Perpetual tiredness and the creativity machine

Josh bears my attempts to embarrass him patiently.
I recently came across some research which suggests that people are more creative when they're tired. As I used to describe myself as, "always tired," this was relevant to my interests.

I was recently diagnosed with sleep apnea, for which I've been undergoing treatment. That goes a long way toward explaining my tiredness. What it doesn't explain, though, is why I still stay up until all hours of the night, working on my writing. You'd think I'd want to be tired, or something.

I've mentioned it before, but I used to spend entire summer vacations writing all night. I would often tell my parents I'd be in bed soon, only to tap away until dawn, or close to it. Most of it was that I didn't want to go through the entire scary house in the dark, but it was also that I was writing far more productively than I did in the daylight hours.

This doesn't work with other jobs. I've worked overnight shifts, and wound up so perpetually exhausted and groggy that I ruled it out as a long-term solution to my night owl ways. Apparently it's just writing.

I've joked with other writers about it. We agree that the wee hours are the best times to shut up the inner critic, though many of them find that the inner critic serves an important function. Rereading the high-output pieces fills them with dismay: it wasn't the brilliance they thought it was.

It's the ultimate in pantsterdom, really. Typing along with no plan, no frame, no idea of where you're going to end up, is about as seat-of-the-pants as you get. That would explain why some people in the writing group find it less useful than others.

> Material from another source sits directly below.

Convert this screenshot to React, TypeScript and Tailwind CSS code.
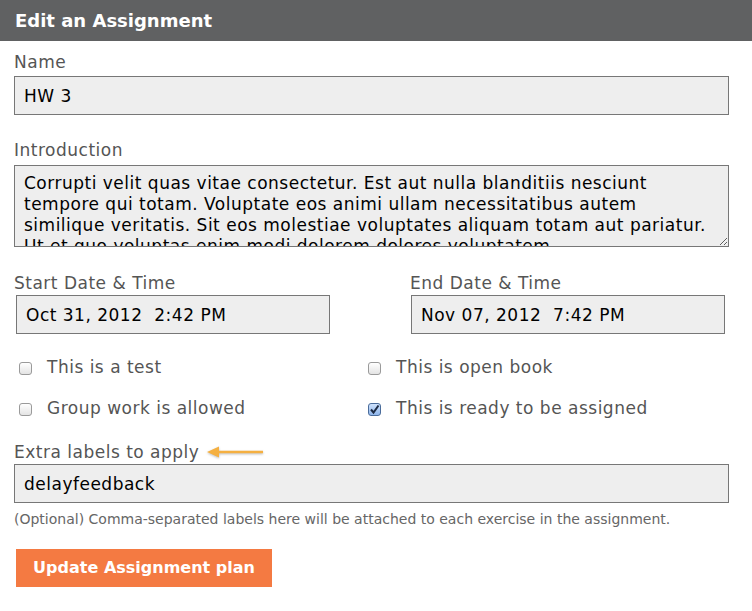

Still, I can't go through life perpetually tired. That way lies madness. There are other ways to tap into this, to use it to my advantage. I can, for instance, try to get most of my writing done when I first get up on weekends, rather than after the coffee has kicked in. I can acknowledge that I'm more tired during the week, and so push myself to write more after a long day, instead of allowing myself a break. I can simply be mindful of my state of mind, and have the discipline and mental fortitude to push myself when I only want to take a nap.

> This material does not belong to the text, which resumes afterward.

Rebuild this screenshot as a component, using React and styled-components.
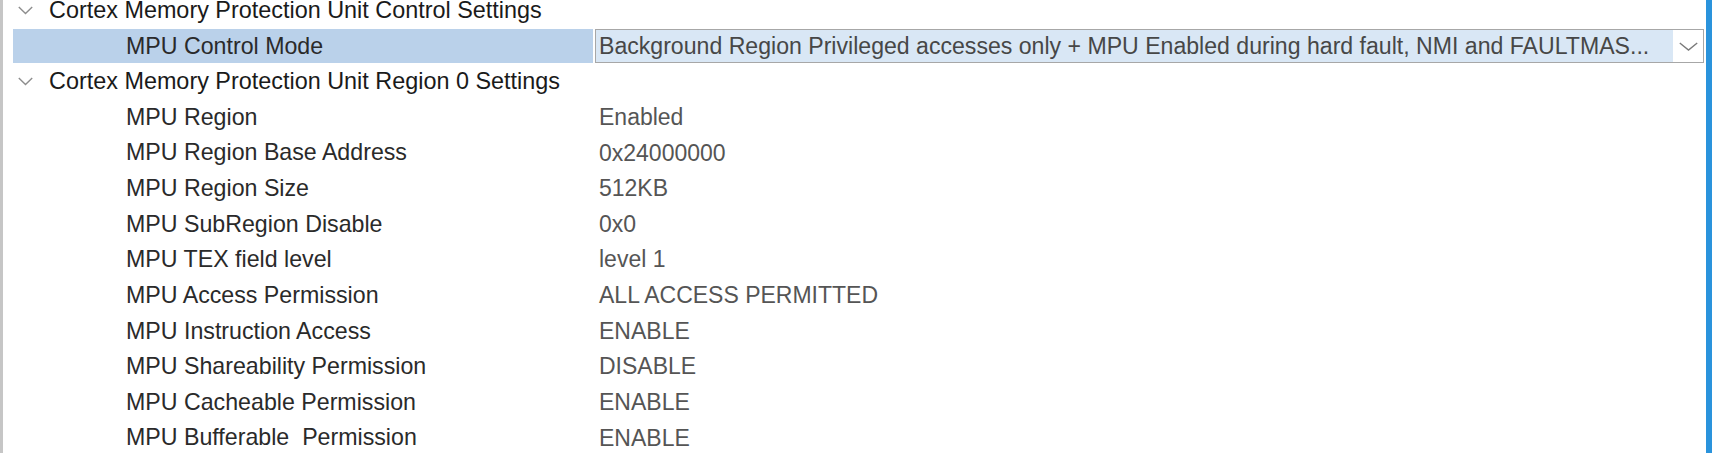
import React from "react";
import styled, { createGlobalStyle } from "styled-components";

const GlobalStyle = createGlobalStyle`
  html, body {
    margin: 0;
    padding: 0;
    background: #ffffff;
    overflow: hidden;
  }
  body {
    font-family: "Liberation Sans", Arial, sans-serif;
  }
`;

const Frame = styled.div`
  display: flex;
  width: 1712px;
  height: 453px;
  overflow: hidden;
  background: #ffffff;
`;

const LeftEdge = styled.div`
  flex: none;
  width: 3px;
  background: #c6c6c6;
`;

const RightEdge = styled.div`
  flex: none;
  width: 6px;
  background: #2a93dc;
`;

const Tree = styled.div`
  flex: 1;
  min-width: 0;
  display: flex;
  flex-direction: column;
  margin-top: -7.3px;
`;

const GroupRow = styled.div`
  flex: none;
  display: flex;
  align-items: center;
  gap: 16px;
  height: 35.64px;
  padding-left: 15px;
  font-size: 23.4px;
  line-height: 1;
  color: #1a1a1a;
  white-space: nowrap;
`;

const Chevron = styled.svg`
  flex: none;
  display: block;
`;

const PropRow = styled.div`
  flex: none;
  display: grid;
  grid-template-columns: 580px minmax(0, 1fr);
  column-gap: 2px;
  height: 35.64px;
  padding: 0 2px 0 10px;
  box-sizing: border-box;
`;

const Label = styled.div`
  display: flex;
  align-items: center;
  margin: 1px 0;
  padding-left: 113px;
  background: ${(p) => (p.$selected ? "#bad1ea" : "transparent")};
  color: #2a2a2a;
  font-size: 23.2px;
  line-height: 1;
  white-space: pre;
`;

const Value = styled.div`
  display: flex;
  align-items: center;
  padding-left: 4px;
  color: #555555;
  font-size: 23px;
  line-height: 1;
  white-space: pre;
`;

const Combo = styled.div`
  display: flex;
  align-items: stretch;
  margin: 1px 0;
  border: 1px solid #a7a7a7;
  background: #d9e7f5;
  min-width: 0;
`;

const ComboText = styled.div`
  flex: 1;
  min-width: 0;
  display: flex;
  align-items: center;
  padding-left: 3px;
  color: #474747;
  font-size: 23.1px;
  line-height: 1;
  white-space: nowrap;
  overflow: hidden;
`;

const ComboArrow = styled.div`
  flex: none;
  width: 30px;
  display: flex;
  align-items: center;
  justify-content: center;
  background: #ffffff;
`;

const ExpandIcon = () => (
  <Chevron width="15" height="9" viewBox="0 0 15 9">
    <polyline
      points="0.8,1 7.5,7.6 14.2,1"
      fill="none"
      stroke="#8d8d8d"
      strokeWidth="1.4"
    />
  </Chevron>
);

const DropIcon = () => (
  <Chevron width="19" height="9" viewBox="0 0 19 9">
    <polyline
      points="0.8,1 9.5,8 18.2,1"
      fill="none"
      stroke="#7a7a7a"
      strokeWidth="1.4"
    />
  </Chevron>
);

const region0 = [
  ["MPU Region", "Enabled"],
  ["MPU Region Base Address", "0x24000000"],
  ["MPU Region Size", "512KB"],
  ["MPU SubRegion Disable", "0x0"],
  ["MPU TEX field level", "level 1"],
  ["MPU Access Permission", "ALL ACCESS PERMITTED"],
  ["MPU Instruction Access", "ENABLE"],
  ["MPU Shareability Permission", "DISABLE"],
  ["MPU Cacheable Permission", "ENABLE"],
  ["MPU Bufferable  Permission", "ENABLE"],
];

export default function App() {
  return (
    <>
      <GlobalStyle />
      <Frame>
        <LeftEdge />
        <Tree>
          <GroupRow>
            <ExpandIcon />
            <span>Cortex Memory Protection Unit Control Settings</span>
          </GroupRow>
          <PropRow>
            <Label $selected>MPU Control Mode</Label>
            <Combo>
              <ComboText>
                Background Region Privileged accesses only + MPU Enabled during
                hard fault, NMI and FAULTMAS...
              </ComboText>
              <ComboArrow>
                <DropIcon />
              </ComboArrow>
            </Combo>
          </PropRow>
          <GroupRow>
            <ExpandIcon />
            <span>Cortex Memory Protection Unit Region 0 Settings</span>
          </GroupRow>
          {region0.map(([label, value]) => (
            <PropRow key={label}>
              <Label>{label}</Label>
              <Value>{value}</Value>
            </PropRow>
          ))}
        </Tree>
        <RightEdge />
      </Frame>
    </>
  );
}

And I can do all that while ending the cycle of perpetual tiredness. It's a luxury many (parents, full-time students, professional writers) don't have, and so I'm best off learning to tap it when I have time on my side. Lord knows, if I'm working under deadline, I won't be able to wait for inspiration to strike.

Odd that I should be talking about the luxury of being tired. It is nice to know, though, that my self-sabotage of my sleep schedule was serving a purpose.